# Start of Material

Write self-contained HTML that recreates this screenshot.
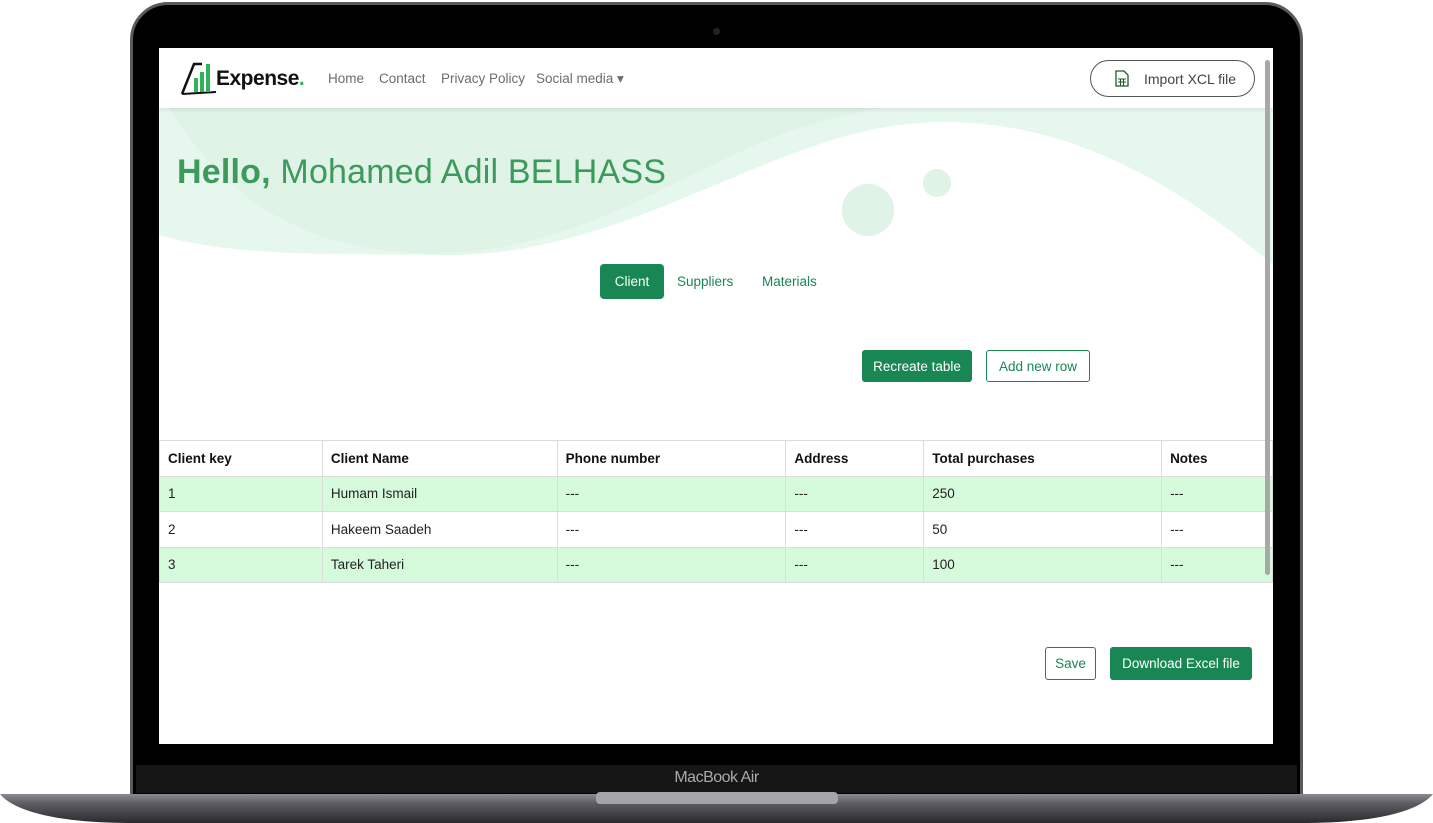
<!DOCTYPE html>
<html><head><meta charset="utf-8"><style>
*{margin:0;padding:0;box-sizing:border-box}
body{width:1433px;height:823px;background:#fff;position:relative;overflow:hidden;font-family:"Liberation Sans",sans-serif}
.abs{position:absolute}
.lid{left:130px;top:2px;width:1173px;height:800px;background:#000;border-radius:38px 38px 0 0;border:3px solid #5a5a5e}
.screen{left:159px;top:48px;width:1114px;height:696px;background:#fff;overflow:hidden}
.nav a{position:absolute;top:23px;font-size:13.5px;color:#6c6c6c}
.btn{position:absolute;font-size:13.5px;display:flex;align-items:center;justify-content:center;border-radius:3px}
.g{background:#198754;color:#fff}
.o{border:1px solid #198754;color:#198754;background:#fff}
table{position:absolute;left:0;top:392px;border-collapse:collapse;font-size:13.5px;color:#222}
td,th{border:1px solid #dcdcdc;height:35.5px;padding:0 8px;text-align:left;vertical-align:middle}
th{font-weight:bold;color:#111}
tr.gr td{background:#d5fbdc}
</style></head><body>
<div class="abs lid"></div>
<div class="abs" style="left:713px;top:28px;width:7px;height:7px;border-radius:50%;background:#222"></div>
<div class="abs screen">
  <svg class="abs" style="left:0;top:60px" width="1114" height="220">
    <rect width="1114" height="220" fill="#fff"/>
    <path d="M0 0 H1114 V157 C1000 60 880 0 740 17 C600 35 460 150 282 147 C180 145 80 150 0 127 Z" fill="#e6f7ee"/>
    <path d="M10 0 C60 80 130 140 260 145 C420 150 520 60 640 20 C680 8 700 4 720 0 Z" fill="#dcf1e4" opacity=".7"/>
    <ellipse cx="709" cy="102" rx="26" ry="26" fill="#dff3e7"/>
    <ellipse cx="778" cy="75" rx="14" ry="14" fill="#dff3e7"/>
  </svg>
  <div class="abs" style="left:0;top:0;width:1114px;height:60px;background:#fff;box-shadow:0 2px 4px rgba(0,0,0,.08)"></div>
  <svg class="abs" style="left:21px;top:12px" width="40" height="36">
    <path d="M2 34 L14 4 L22 4" stroke="#111" stroke-width="2.5" fill="none"/>
    <path d="M2 34 L36 32" stroke="#111" stroke-width="2" fill="none"/>
    <rect x="14" y="18" width="4" height="14" fill="#2fb35a"/>
    <rect x="20" y="12" width="4" height="20" fill="#2fb35a"/>
    <rect x="26" y="4" width="4" height="28" fill="#2fb35a"/>
  </svg>
  <div class="abs" style="left:57px;top:19px;font-size:21px;font-weight:bold;color:#111;letter-spacing:-.5px">Expense<span style="color:#2fb35a">.</span></div>
  <div class="nav"><a style="left:169px">Home</a><a style="left:220px">Contact</a><a style="left:282px">Privacy Policy</a><a style="left:377px">Social media ▾</a></div>
  <div class="abs" style="left:931px;top:12px;width:165px;height:37px;border:1px solid #555;border-radius:19px;font-size:14px;color:#444;display:flex;align-items:center;padding-left:24px">
    <svg width="14" height="17" style="margin-right:15px"><path d="M1 1 H9 L13 5 V16 H1 Z" stroke="#1e5a2a" fill="none" stroke-width="1.3"/><path d="M3 9 H11 M3 12 H11 M5.5 9 V16 M8.5 9 V16" stroke="#1e5a2a" stroke-width="1.1"/></svg>Import XCL file</div>
  <div class="abs" style="left:18px;top:105px;font-size:34px;color:#3e9a5c;letter-spacing:.2px"><b>Hello,</b> Mohamed Adil BELHASS</div>
  <div class="btn g" style="left:441px;top:216px;width:64px;height:35px;border-radius:4px">Client</div>
  <div class="abs" style="left:518px;top:226px;font-size:13.5px;color:#198754">Suppliers</div>
  <div class="abs" style="left:603px;top:226px;font-size:13.5px;color:#198754">Materials</div>
  <div class="btn g" style="left:703px;top:302px;width:110px;height:32px">Recreate table</div>
  <div class="btn o" style="left:827px;top:302px;width:104px;height:32px">Add new row</div>
  <table>
    <tr><th style="width:163px">Client key</th><th style="width:235px">Client Name</th><th style="width:229px">Phone number</th><th style="width:138px">Address</th><th style="width:238px">Total purchases</th><th style="width:111px">Notes</th></tr>
    <tr class="gr"><td>1</td><td>Humam Ismail</td><td>---</td><td>---</td><td>250</td><td>---</td></tr>
    <tr><td>2</td><td>Hakeem Saadeh</td><td>---</td><td>---</td><td>50</td><td>---</td></tr>
    <tr class="gr"><td>3</td><td>Tarek Taheri</td><td>---</td><td>---</td><td>100</td><td>---</td></tr>
  </table>
  <div class="btn o" style="left:886px;top:599px;width:51px;height:33px">Save</div>
  <div class="btn g" style="left:951px;top:599px;width:142px;height:33px">Download Excel file</div>
  <div class="abs" style="left:1106px;top:12px;width:5px;height:515px;background:#a8a8a8;border-radius:3px"></div>
</div>
<div class="abs" style="left:136px;top:765px;width:1161px;height:28px;background:#161616"></div>
<div class="abs" style="left:0;top:769px;width:1433px;text-align:center;font-size:16px;color:#aaa;letter-spacing:-.5px">MacBook Air</div>
<svg class="abs" style="left:0;top:792px" width="1433" height="31">
  <defs><linearGradient id="b" x1="0" y1="0" x2="0" y2="1"><stop offset="0" stop-color="#8a8a90"/><stop offset=".35" stop-color="#5a5a60"/><stop offset="1" stop-color="#2a2a2e"/></linearGradient></defs>
  <path d="M0 2 H1433 C1420 18 1380 31 1300 31 H133 C53 31 13 18 0 2 Z" fill="url(#b)"/>
  <rect x="596" y="0" width="242" height="12" rx="4" fill="#a4a4aa"/>
</svg>
</body></html>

# End of Material

Aim — Would you return the data exactly as written, without the pictures?

Task answer —
Write self-contained HTML that recreates this screenshot.
<!DOCTYPE html>
<html><head><meta charset="utf-8"><style>
*{margin:0;padding:0;box-sizing:border-box}
body{width:1433px;height:823px;background:#fff;position:relative;overflow:hidden;font-family:"Liberation Sans",sans-serif}
.abs{position:absolute}
.lid{left:130px;top:2px;width:1173px;height:800px;background:#000;border-radius:38px 38px 0 0;border:3px solid #5a5a5e}
.screen{left:159px;top:48px;width:1114px;height:696px;background:#fff;overflow:hidden}
.nav a{position:absolute;top:23px;font-size:13.5px;color:#6c6c6c}
.btn{position:absolute;font-size:13.5px;display:flex;align-items:center;justify-content:center;border-radius:3px}
.g{background:#198754;color:#fff}
.o{border:1px solid #198754;color:#198754;background:#fff}
table{position:absolute;left:0;top:392px;border-collapse:collapse;font-size:13.5px;color:#222}
td,th{border:1px solid #dcdcdc;height:35.5px;padding:0 8px;text-align:left;vertical-align:middle}
th{font-weight:bold;color:#111}
tr.gr td{background:#d5fbdc}
</style></head><body>
<div class="abs lid"></div>
<div class="abs" style="left:713px;top:28px;width:7px;height:7px;border-radius:50%;background:#222"></div>
<div class="abs screen">
  <svg class="abs" style="left:0;top:60px" width="1114" height="220">
    <rect width="1114" height="220" fill="#fff"/>
    <path d="M0 0 H1114 V157 C1000 60 880 0 740 17 C600 35 460 150 282 147 C180 145 80 150 0 127 Z" fill="#e6f7ee"/>
    <path d="M10 0 C60 80 130 140 260 145 C420 150 520 60 640 20 C680 8 700 4 720 0 Z" fill="#dcf1e4" opacity=".7"/>
    <ellipse cx="709" cy="102" rx="26" ry="26" fill="#dff3e7"/>
    <ellipse cx="778" cy="75" rx="14" ry="14" fill="#dff3e7"/>
  </svg>
  <div class="abs" style="left:0;top:0;width:1114px;height:60px;background:#fff;box-shadow:0 2px 4px rgba(0,0,0,.08)"></div>
  <svg class="abs" style="left:21px;top:12px" width="40" height="36">
    <path d="M2 34 L14 4 L22 4" stroke="#111" stroke-width="2.5" fill="none"/>
    <path d="M2 34 L36 32" stroke="#111" stroke-width="2" fill="none"/>
    <rect x="14" y="18" width="4" height="14" fill="#2fb35a"/>
    <rect x="20" y="12" width="4" height="20" fill="#2fb35a"/>
    <rect x="26" y="4" width="4" height="28" fill="#2fb35a"/>
  </svg>
  <div class="abs" style="left:57px;top:19px;font-size:21px;font-weight:bold;color:#111;letter-spacing:-.5px">Expense<span style="color:#2fb35a">.</span></div>
  <div class="nav"><a style="left:169px">Home</a><a style="left:220px">Contact</a><a style="left:282px">Privacy Policy</a><a style="left:377px">Social media ▾</a></div>
  <div class="abs" style="left:931px;top:12px;width:165px;height:37px;border:1px solid #555;border-radius:19px;font-size:14px;color:#444;display:flex;align-items:center;padding-left:24px">
    <svg width="14" height="17" style="margin-right:15px"><path d="M1 1 H9 L13 5 V16 H1 Z" stroke="#1e5a2a" fill="none" stroke-width="1.3"/><path d="M3 9 H11 M3 12 H11 M5.5 9 V16 M8.5 9 V16" stroke="#1e5a2a" stroke-width="1.1"/></svg>Import XCL file</div>
  <div class="abs" style="left:18px;top:105px;font-size:34px;color:#3e9a5c;letter-spacing:.2px"><b>Hello,</b> Mohamed Adil BELHASS</div>
  <div class="btn g" style="left:441px;top:216px;width:64px;height:35px;border-radius:4px">Client</div>
  <div class="abs" style="left:518px;top:226px;font-size:13.5px;color:#198754">Suppliers</div>
  <div class="abs" style="left:603px;top:226px;font-size:13.5px;color:#198754">Materials</div>
  <div class="btn g" style="left:703px;top:302px;width:110px;height:32px">Recreate table</div>
  <div class="btn o" style="left:827px;top:302px;width:104px;height:32px">Add new row</div>
  <table>
    <tr><th style="width:163px">Client key</th><th style="width:235px">Client Name</th><th style="width:229px">Phone number</th><th style="width:138px">Address</th><th style="width:238px">Total purchases</th><th style="width:111px">Notes</th></tr>
    <tr class="gr"><td>1</td><td>Humam Ismail</td><td>---</td><td>---</td><td>250</td><td>---</td></tr>
    <tr><td>2</td><td>Hakeem Saadeh</td><td>---</td><td>---</td><td>50</td><td>---</td></tr>
    <tr class="gr"><td>3</td><td>Tarek Taheri</td><td>---</td><td>---</td><td>100</td><td>---</td></tr>
  </table>
  <div class="btn o" style="left:886px;top:599px;width:51px;height:33px">Save</div>
  <div class="btn g" style="left:951px;top:599px;width:142px;height:33px">Download Excel file</div>
  <div class="abs" style="left:1106px;top:12px;width:5px;height:515px;background:#a8a8a8;border-radius:3px"></div>
</div>
<div class="abs" style="left:136px;top:765px;width:1161px;height:28px;background:#161616"></div>
<div class="abs" style="left:0;top:769px;width:1433px;text-align:center;font-size:16px;color:#aaa;letter-spacing:-.5px">MacBook Air</div>
<svg class="abs" style="left:0;top:792px" width="1433" height="31">
  <defs><linearGradient id="b" x1="0" y1="0" x2="0" y2="1"><stop offset="0" stop-color="#8a8a90"/><stop offset=".35" stop-color="#5a5a60"/><stop offset="1" stop-color="#2a2a2e"/></linearGradient></defs>
  <path d="M0 2 H1433 C1420 18 1380 31 1300 31 H133 C53 31 13 18 0 2 Z" fill="url(#b)"/>
  <rect x="596" y="0" width="242" height="12" rx="4" fill="#a4a4aa"/>
</svg>
</body></html>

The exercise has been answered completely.